> I'll indulge in an even broader brush generalization:
> slavery or analogous forms of forced labor was a near
> social universal in every civilized society and most
> barbaric ones from the rise of the city state until
> the 19th century. That includes both the Americas --
> and not just after the European Conquest (oops, Europe
> is continent too . . . ), the Indian Subcontinent,
> China, Russia, the Near East, North Africa, and
> Europe.
>
> Why would you expect Africa, or if you like, the
> civilized nations and barbaric tribes in Africa, to be
> different than anyone else? ...
>
> Anyway, if Africa (there I go again) was reasonable
> like almost severy where else, where was a lot of
> slaveholding. Given the mix of African peoples in the
> African dispora, where it's pretty unlikely that any
> African-American, -Carribean, -Brazilian, etc. can
> trace her ancestors to just one place in Africa, one
> where slaveholding may not have the rule,a nd given
> that the slave trade itself seized both propertied
> individuals (including slaveholders) and unpropertied
> ones (including people who were already slaves), I
> think it is reasonably likely that any randonmly
> chosen person in the African Diaspora has some African
> slaveholding ancestry.
This claim is doubtful.

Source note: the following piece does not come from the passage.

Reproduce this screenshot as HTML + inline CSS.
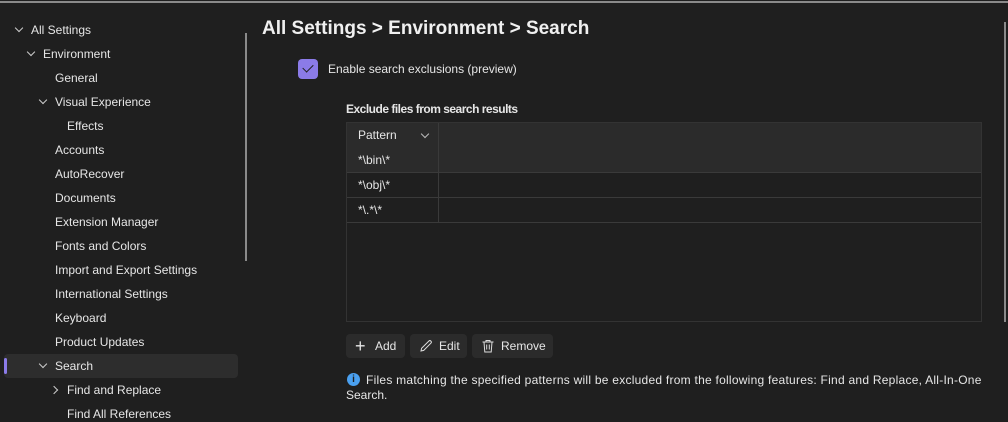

Even if I grant you the premise that slavery was practiced throughout Africa to the same extent as the rest of the world (which, without having done serious research myself, seems reasonable enough), the conclusion that most African-Americans are descendents of slave owners in Africa seems far fetched. Because if we are to assume that Africa really was like the rest of the slavery-practicing world, then we also have to assume that--like the rest of the world--only the minority members of the ruling and upper classes were slave owners. And that, furthermore, social mobility would have been restricted, such that it would not have been easy to move between the slave-owning and non-slave-owning classes. This leaves the vast majority of the Afican population as non-slave-owning (or as being slaves themselves), with that status being passed down from generation to generation. So while I might accept--based on your premise--that *some* African Americans are descended from African slave owners, the proposition that many, most, or all are is absurd I think.